Deep Longing, And Christmas

One of the joys of being a parent is the way in which we can vicariously re-live our childhood Christmases through our children.

But, for many, the further we move into adulthood, the glitter and cheer of Christmas can feel like a forced smile – taking effort to make it feel the way we remember it.

This season has a way of highlighting how things are not right. Our lives are incomplete. Our joy is muted. Our experience is conflicted. We can celebrate like children – but as adults, we still hurt.

This year our family is reading daily Scripture through the advent season. The collection of verses we are reading through have been read during advent for hundreds of years. They feel weighty. Significant.

One night, after privately lamenting the season’s stresses and unfulfilled longings, our night’s Christmastime reading included this, from Psalm 63:

God, You are my God;
I eagerly seek You.
I thirst for You;
my body faints for You
in a land that is dry, desolate,
and without water.
– Psalm 63:1

Half of Christmas is the electric anticipation of familial love and unconditional giving and receiving. This is an image of what Christ ushered in by uniting Himself to humanity.

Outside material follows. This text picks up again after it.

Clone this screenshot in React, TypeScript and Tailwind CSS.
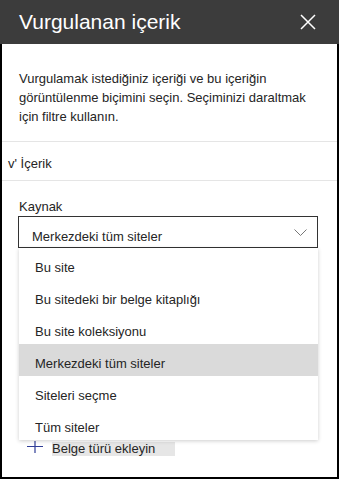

The other half, though, is an appropriate feeling of being incomplete. A deep longing. A lamentation.

This longing is an indication our soul knows there is still more to come. The King has come. But our bodies, minds, and hearts are not yet fully in His Kingdom.

A few days later we grew excited as we read about the Kingdom He is bringing us into:

An infant will play beside the cobra’s pit,
and a toddler will put his hand into a snake’s den.
No one will harm or destroy on My entire holy mountain,
for the land will be as full of knowledge of the LORD
as the sea is filled with water.
– Isaiah 11:8&9

Enjoy Christmas as a child. Be giddy. Let your children lead you into it.

Enjoy Christmas as an adult. Take note of your longings. Raise them as a deeply felt prayer: Come Lord Jesus. Come.

The depth of your longing may, in fact, reflect the depth of your hopeful anticipation.